Eventually, parts become difficult to obtain, and very pricey, if you can get them at all. The vendor tells you the product is so old that it isn’t officially supported anymore. Now management tells you that they want you to connect your control system to the business enterprise. You call your vendor, and they laugh at you.
If this sounds like your predicament, you aren’t alone. You have a new end-users’ ailment called “migrationitis.” You now have to figure out how to migrate from your existing system to a new one, select a new vendor, possibly select a systems integrator to do the work, and make sure that you neither lose data and functionality you have now, nor cause the plant to shut down while you make the changes necessary to migrate your system.
“We found that our analog turbine control system was one of the top three causes of trips and transients,” says Marlon Dempsey, instruments and controls engineer for Duke Power’s Oconee Nuclear Station (Seneca, S.C.). “This was primarily because its components presented a single point of failure.”
During the 1990s, consolidation of the automation industry’s vendors made the situation even more difficult for end-users, especially when it came time to upgrade their control systems.
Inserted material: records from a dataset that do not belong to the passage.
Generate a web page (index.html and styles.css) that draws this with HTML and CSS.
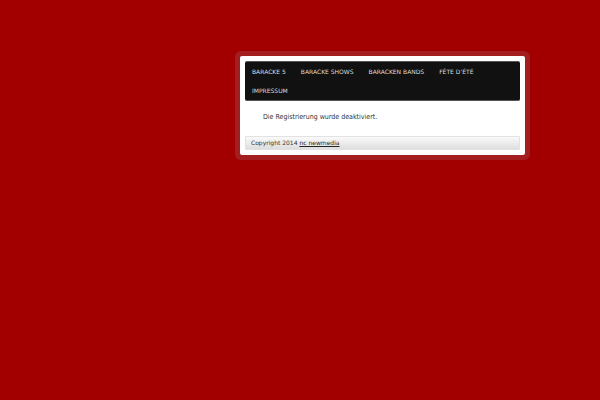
FILE: index.html
```
<!DOCTYPE html>
<html lang="de">

<head>
    <meta charset="UTF-8">
    <title>Baracke 5</title>
    <link rel="stylesheet" href="styles.css">
</head>

<body>

    <div class="page">
        <nav>
            <ul class="menu">
                <li><a href="#">BARACKE 5</a></li>
                <li><a href="#">BARACKE SHOWS</a></li>
                <li><a href="#">BARACKEN BANDS</a></li>
                <li><a href="#">FÊTE D’ÉTÉ</a></li>
                <li><a href="#">IMPRESSUM</a></li>
            </ul>
        </nav>

        <main>
            <p>Die Registrierung wurde deaktiviert.</p>
        </main>

        <footer>Copyright 2014 <a href="#">nc newmedia</a></footer>
    </div>

</body>

</html>
```

FILE: styles.css
```
body {
    margin: 0;
    padding: 56px 75px 20px 40%;
    background-color: #a20000;
    font-family: "DejaVu Sans", sans-serif;
    font-size: 6px;
    color: #333;
}

.page {
    padding: 5px;
    background-color: white;
    border-radius: 2px;
    box-shadow: 0 0 0 5px #a31e1e;
}

nav {
    background-color: #111;
    border-top: 1px solid #555;
    border-bottom: 1px solid #555;
    border-radius: 2px;
}

.menu {
    display: flex;
    flex-wrap: wrap;
    margin: 0;
    padding: 0;
    list-style: none;
}

.menu a {
    display: block;
    padding: 0 8px 0 7px;
    line-height: 19px;
    color: #ddd;
    text-decoration: none;
}

main {
    padding: 9px 18px 12px;
    font-family: "DejaVu Sans Condensed", "DejaVu Sans", sans-serif;
    font-size: 7px;
}

main p {
    margin: 0;
    line-height: 14px;
}

footer {
    padding: 0 5px;
    border: 1px solid #e2e2e2;
    border-radius: 1px;
    background: linear-gradient(#fafafa, #dedede);
    line-height: 12px;
}

footer a {
    color: #222;
}
```
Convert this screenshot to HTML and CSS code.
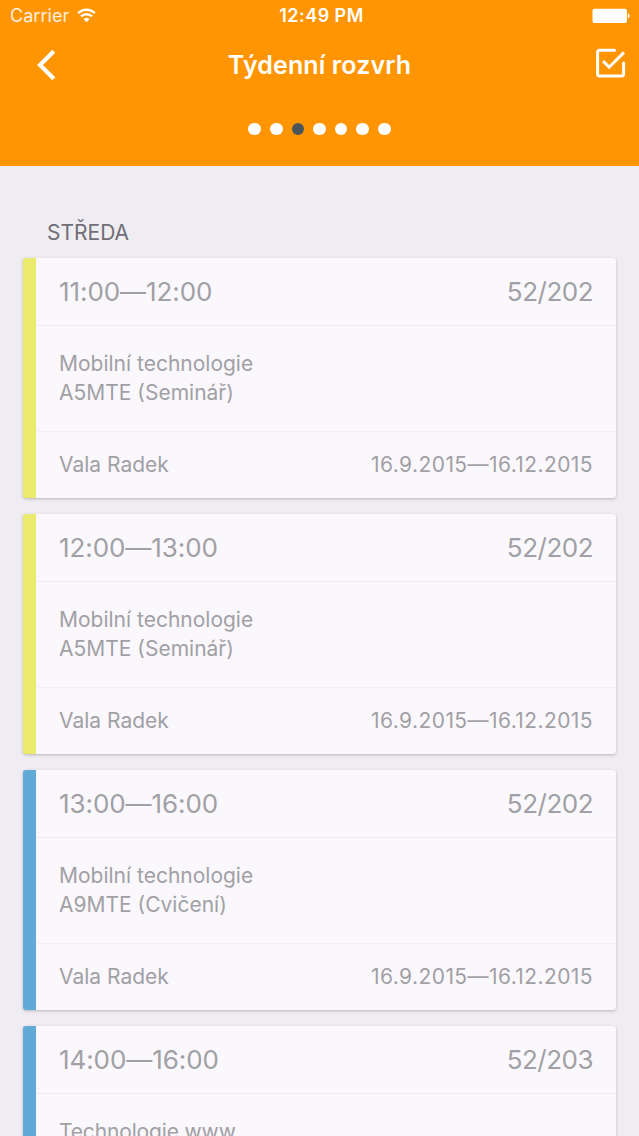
FILE: index.html
```
<!DOCTYPE html>
<html lang="cs">
<head>
<meta charset="utf-8">
<title>Týdenní rozvrh</title>
<link rel="stylesheet" href="styles.css">
</head>
<body>
<div class="screen">
  <header class="header">
    <div class="status">
      <div class="carrier"><span class="carrier-name">Carrier</span>
        <svg class="wifi" width="19" height="15" viewBox="0 0 20 16" fill="none" stroke="#fff" stroke-width="2.6"><path d="M1.1 5.6a12.4 12.4 0 0 1 17.8 0M4.2 9a8.2 8.2 0 0 1 11.6 0"/><path d="M10 15.2 6.8 12a4.6 4.6 0 0 1 6.4 0z" fill="#fff" stroke="none"/></svg>
      </div>
      <span class="clock">12:49 PM</span>
      <svg class="battery" width="38" height="16" viewBox="0 0 38 16" fill="#fff"><rect x=".5" y=".7" width="34.5" height="14.4" rx="2.2"/><path d="M36 5.2a3 3 0 0 1 0 5.4z"/></svg>
    </div>
    <nav class="navbar">
      <svg class="back" width="22" height="32" viewBox="0 0 22 32" fill="none" stroke="#fff" stroke-width="4.2"><path d="M18.8 2.2 5 16l13.8 13.8"/></svg>
      <h1 class="title">Týdenní rozvrh</h1>
      <svg class="check" width="32" height="32" viewBox="0 0 32 32" fill="none" stroke="#fff" stroke-width="3"><path d="M20.5 3.3H5.6a2 2 0 0 0-2 2v21.6a2 2 0 0 0 2 2h22a2 2 0 0 0 2-2V16" stroke-linecap="round"/><path d="m9.1 14 6 6.2L30 5.4"/></svg>
    </nav>
    <div class="dots"><i class="dot"></i><i class="dot"></i><i class="dot active"></i><i class="dot"></i><i class="dot"></i><i class="dot"></i><i class="dot"></i></div>
  </header>
  <main class="content">
    <h2 class="day">STŘEDA</h2>
    <article class="card seminar">
      <div class="card-head"><span class="time">11:00—12:00</span><span class="room">52/202</span></div>
      <div class="card-body"><p class="name">Mobilní technologie</p><p class="code">A5MTE (Seminář)</p></div>
      <div class="card-foot"><span class="teacher">Vala Radek</span><span class="dates">16.9.2015—16.12.2015</span></div>
    </article>
    <article class="card seminar">
      <div class="card-head"><span class="time">12:00—13:00</span><span class="room">52/202</span></div>
      <div class="card-body"><p class="name">Mobilní technologie</p><p class="code">A5MTE (Seminář)</p></div>
      <div class="card-foot"><span class="teacher">Vala Radek</span><span class="dates">16.9.2015—16.12.2015</span></div>
    </article>
    <article class="card exercise">
      <div class="card-head"><span class="time">13:00—16:00</span><span class="room">52/202</span></div>
      <div class="card-body"><p class="name">Mobilní technologie</p><p class="code">A9MTE (Cvičení)</p></div>
      <div class="card-foot"><span class="teacher">Vala Radek</span><span class="dates">16.9.2015—16.12.2015</span></div>
    </article>
    <article class="card exercise">
      <div class="card-head"><span class="time">14:00—16:00</span><span class="room">52/203</span></div>
      <div class="card-body"><p class="name tight">Technologie www</p></div>
    </article>
  </main>
</div>
</body>
</html>
```
FILE: styles.css
```
* { box-sizing: border-box; margin: 0; padding: 0; }
body { font-family: Inter, "Liberation Sans", sans-serif; background: #efedf2; }
.screen { width: 639px; height: 1136px; overflow: hidden; background: #efedf2; }
.header { height: 166px; background: #ff9502; color: #fff; }
.status { height: 32px; display: grid; grid-template-columns: 1fr auto 1fr; align-items: center; padding: 0 9px 0 10px; }
.carrier { display: flex; align-items: center; gap: 8px; }
.carrier-name { font-size: 18px; line-height: 32px; letter-spacing: .05px; opacity: .85; }
.wifi { margin-top: -2px; }
.clock { padding-left: 3px; font-size: 18px; line-height: 32px; font-weight: 600; letter-spacing: .45px; }
.battery { justify-self: end; }
.navbar { height: 66px; display: grid; grid-template-columns: 1fr auto 1fr; align-items: center; padding: 0 13px 0 13px; }
.back { margin-left: 22px; }
.title { font-size: 25px; line-height: 66px; font-weight: 600; letter-spacing: .12px; }
.check { justify-self: end; margin-top: -4px; }
.dots { height: 62px; display: flex; justify-content: center; align-items: center; gap: 9.1px; }
.dot { width: 12.5px; height: 12.5px; border-radius: 50%; background: #fff; }
.dot.active { background: #4a555c; }
.content { padding: 46px 23px 0; }
.day { height: 46px; padding-left: 24px; font-size: 21px; line-height: 41px; font-weight: 400; color: #706d76; }
.card { height: 240px; margin-bottom: 16px; border-left: 13px solid; border-radius: 3px; background: #faf8fd; color: #a1a0a4; box-shadow: 0 1px 3px rgba(60, 50, 70, .3); }
.seminar { border-left-color: #eaea6c; }
.exercise { border-left-color: #5faad6; }
.card-head { height: 68px; display: flex; justify-content: space-between; padding: 0 23px; font-size: 26px; line-height: 67px; border-bottom: 1px solid #eeecf1; }
.time { letter-spacing: -.08px; }
.room { letter-spacing: -.5px; }
.card-body { height: 106px; padding: 23px 23px 0; font-size: 21px; line-height: 29.3px; border-bottom: 1px solid #f2f0f5; }
.tight { letter-spacing: -.15px; }
.card-foot { display: flex; justify-content: space-between; padding: 0 23px; font-size: 21px; line-height: 66px; }
.dates { letter-spacing: .42px; font-feature-settings: "calt" 0; }
```
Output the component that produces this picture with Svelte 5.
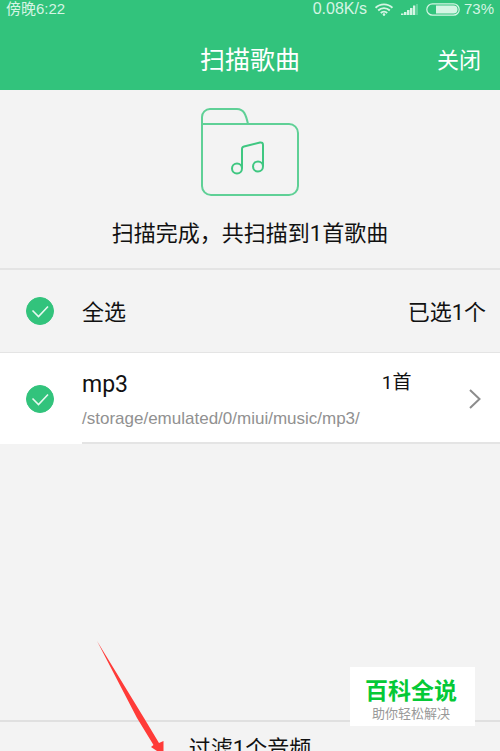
<script>
  let folders = $state([
    { name: "mp3", path: "/storage/emulated/0/miui/music/mp3/", songs: 1, checked: true },
  ]);

  let filtered = 1;

  let selected = $derived(folders.filter((f) => f.checked).length);
  let songTotal = $derived(folders.reduce((sum, f) => sum + f.songs, 0));
  let allChecked = $derived(selected === folders.length);

  function toggleAll(e) {
    const checked = e.currentTarget.checked;
    folders.forEach((f) => (f.checked = checked));
  }
</script>

{#snippet tick()}
  <svg viewBox="0 0 28 28" width="28" height="28" aria-hidden="true">
    <path d="M6.500 13.500l6 6L22 9.500" fill="none" stroke="#e8f8f0" stroke-width="1.600" />
  </svg>
{/snippet}

<div class="app">
  <header>
    <div class="status">
      <span class="time">傍晚6:22</span>
      <span class="rate">0.08K/s</span>
      <svg class="wifi" viewBox="0 0 18 13" width="18" height="13" aria-hidden="true">
        <g fill="none" stroke="currentColor" stroke-width="1.9">
          <path d="M.6 4.8a12 12 0 0 1 16.8 0" />
          <path d="M3.2 7.5a8.2 8.2 0 0 1 11.6 0" />
          <path d="M5.8 10a4.6 4.6 0 0 1 6.4 0" />
        </g>
        <circle cx="9" cy="11.6" r="1.3" fill="currentColor" />
      </svg>
      <svg class="signal" viewBox="0 0 17 12" width="17" height="12" aria-hidden="true">
        <path
          d="M0 10.500h2.500v1.500H0zM3 9h2.500v3H3zM6 7h2.500v5H6zM9 5h2.500v7H9zM12 2.500h2.300V12H12z"
          fill="currentColor"
        />
        <path d="M15 1h2v11h-2z" fill="currentColor" opacity=".3" />
      </svg>
      <svg class="battery" viewBox="0 0 34 13" width="34" height="13" aria-hidden="true">
        <rect x=".8" y=".8" width="32.4" height="11.4" rx="5.7" fill="none" stroke="currentColor" stroke-width="1.2" />
        <path d="M10 2.5h17.5a4 4 0 0 1 0 8H10z" fill="currentColor" />
      </svg>
      <span>73%</span>
    </div>
    <div class="bar">
      <h1>扫描歌曲</h1>
      <button class="close">关闭</button>
    </div>
  </header>

  <section class="result">
    <svg viewBox="0 0 98 88" width="98" height="88" aria-hidden="true">
      <g fill="none" stroke="#5fd096" stroke-width="2">
        <path d="M1 16V9a8 8 0 0 1 8-8h27c7 0 9 6 11 15" />
        <path d="M1 16h87a9 9 0 0 1 9 9v53a9 9 0 0 1-9 9H10a9 9 0 0 1-9-9z" />
        <path d="M41 60V41q0-2 2-2.500l16-4q3-.5 3 2.500V58" stroke="#3fc781" />
        <circle cx="36" cy="60.500" r="5" stroke="#3fc781" />
        <circle cx="57" cy="58.500" r="5" stroke="#3fc781" />
      </g>
    </svg>
    <p>扫描完成，共扫描到{songTotal}首歌曲</p>
  </section>

  <div class="row all">
    <label class="check">
      <input type="checkbox" id="all" checked={allChecked} onchange={toggleAll} />
      {@render tick()}
    </label>
    <div class="summary">
      <label for="all">全选</label>
      <span>已选{selected}个</span>
    </div>
  </div>

  <ul>
    {#each folders as folder, i}
      <li class="row">
        <label class="check">
          <input type="checkbox" id="folder-{i}" bind:checked={folder.checked} />
          {@render tick()}
        </label>
        <div class="folder">
          <label class="info" for="folder-{i}">
            <span class="title">{folder.name}</span>
            <span class="path">{folder.path}</span>
          </label>
          <span class="count">{folder.songs}首</span>
          <button class="open" aria-label={folder.name}>
            <svg viewBox="0 0 12 20" width="12" height="20" aria-hidden="true">
              <path d="M1 1l9.500 9L1 19" fill="none" stroke="#8c8c8c" stroke-width="2" />
            </svg>
          </button>
        </div>
      </li>
    {/each}
  </ul>

  <footer>
    <button>过滤{filtered}个音频</button>
  </footer>

  <svg class="arrow" viewBox="0 0 68 111" width="68" height="111" aria-hidden="true">
    <path d="M0 1L47 78L62 103L66.500 101V111H60L54 107L56.500 105L40 78z" fill="#ff3b38" />
  </svg>

  <div class="stamp">
    <strong>百科全说</strong>
    <small>助你轻松解决</small>
  </div>
</div>

<style>
  :global(body) {
    margin: 0;
  }

  .app {
    position: relative;
    display: flex;
    flex-direction: column;
    height: 100vh;
    overflow: hidden;
    background: #f3f3f3;
    color: #111;
    font-family: Roboto, "Noto Sans CJK SC", sans-serif;
    font-size: 22px;
    line-height: 32px;
  }

  button {
    border: 0;
    padding: 0;
    background: none;
    color: inherit;
    font: inherit;
  }

  header {
    background: #32c37c;
    color: #fff;
  }

  .status {
    display: flex;
    align-items: center;
    height: 18px;
    padding: 0 6px;
    color: #d5f5e4;
    font-family: "Liberation Sans", "Noto Sans CJK SC", sans-serif;
    font-size: 15px;
    line-height: 18px;
  }

  .time {
    flex: 1;
  }

  .rate {
    font-size: 16px;
  }

  .wifi,
  .signal {
    margin-left: 8px;
  }

  .battery {
    margin: 0 4px 0 8px;
  }

  .bar {
    display: grid;
    grid-template-columns: 1fr auto 1fr;
    align-items: center;
    height: 72px;
    padding: 14px 19px 0;
    box-sizing: border-box;
  }

  h1 {
    grid-column: 2;
    margin: 0;
    font-size: 25px;
    font-weight: 400;
  }

  .close {
    justify-self: end;
  }

  .result {
    display: flex;
    flex-direction: column;
    align-items: center;
    gap: 22px;
    padding: 18px 0;
    border-bottom: 2px solid #e4e4e4;
  }

  .result p {
    margin: 0;
  }

  .row {
    display: flex;
    align-items: center;
    padding-left: 26px;
  }

  .all {
    height: 82px;
    border-bottom: 1px solid #e4e4e4;
  }

  .summary {
    display: flex;
    flex: 1;
    justify-content: space-between;
    padding: 4px 14px 0 0;
  }

  .check {
    display: grid;
    flex: none;
    margin-right: 28px;
  }

  .check input {
    grid-area: 1 / 1;
    appearance: none;
    width: 28px;
    height: 28px;
    margin: 0;
    border: 1px solid #bbb;
    border-radius: 50%;
  }

  .check input:checked {
    border-color: #32c37c;
    background: #32c37c;
  }

  .check svg {
    grid-area: 1 / 1;
    z-index: 1;
    pointer-events: none;
  }

  ul {
    flex: 1;
    margin: 0;
    padding: 0;
    list-style: none;
  }

  li {
    background: #fff;
  }

  .folder {
    display: flex;
    flex: 1;
    align-items: center;
    padding: 12px 19px 9px 0;
    border-bottom: 2px solid #e4e4e4;
  }

  .info {
    display: flex;
    flex: none;
    flex-direction: column;
  }

  .title {
    font-size: 23px;
    line-height: 40px;
  }

  .path {
    color: #919191;
    font-family: "Liberation Sans", sans-serif;
    font-size: 17px;
    line-height: 28px;
  }

  .count {
    flex: 1;
    align-self: flex-start;
    padding-left: 22px;
    font-size: 19px;
    line-height: 36px;
  }

  .open {
    display: flex;
  }

  footer {
    display: flex;
    justify-content: center;
    flex: none;
    height: 31px;
    padding-top: 11px;
    box-sizing: border-box;
    border-top: 2px solid #e0e0e0;
  }

  .arrow {
    position: absolute;
    bottom: 0;
    left: 97px;
  }

  .stamp {
    position: absolute;
    right: 25px;
    bottom: 25px;
    display: flex;
    flex-direction: column;
    align-items: center;
    width: 125px;
    padding: 11px 3px 4px 0;
    box-sizing: border-box;
    background: #fff;
  }

  .stamp strong {
    color: #05c936;
    font-size: 23px;
    font-weight: 700;
    line-height: 28px;
  }

  .stamp small {
    color: #999;
    font-size: 13px;
    line-height: 16px;
  }
</style>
Some systems were basically red-headed stepchildren to their new vendor-owners.
Roger Bailey, head of ABB’s systems business, is blunt about the issue. "To be honest," he says, "until System800xA was introduced last year, I think many of our employees were reluctant to admit that the Mod, Harmony and other products were really ours because they didn't know how we were going to handle legacy systems.”
It took a significant management shakeup at ABB to solve this problem. Bailey says of ABB’s staff, “Now they know, and I think you’ll see a change." And not a moment too soon. End-users like Wintershall, Germany’s largest crude-oil producer, were being courted and wooed away, because of the ease with which ABB’s competitors could apply FUD (fear, uncertainty and doubt).
Other vendors haven’t been as publicly forthcoming as Bailey, but most large system vendors and even a few second tier suppliers have had similar issues. One major software control system has changed ownership three times since 1990, and changed its name twice.
Migration Road Paved with Good Intentions
Dinesh Paliwal, president of ABB Inc. and global head of ABB’s automation business, said in early 2005, “60% of all potential systems business is upgrading and migration in ‘brownfield plants.’ ” If ABB understands this, you can bet the other vendors do too. At the Honeywell Users Group (HUG) meeting in June 2005, Kerry Sartain, of Georgia-Pacific, co-chair of the User Input Subcommittee (UIS) told CONTROL that one of the most valuable things the HUG has done has been to keep Honeywell focused on producing deep and detailed migration plans from older TDC systems to the latest Experion products, (See Figure 1). “It isn’t enough to say we can migrate from a TDC2000 to an Experion PKS,” he said. “The details have to be clearly worked out as well.”
|FIGURE 1: EXPERION PKS OPERATORS' CONSOLE|
The operators' console may be the pretty part, but it is what is between the console and the field instruments that makes or breaks an upgrade.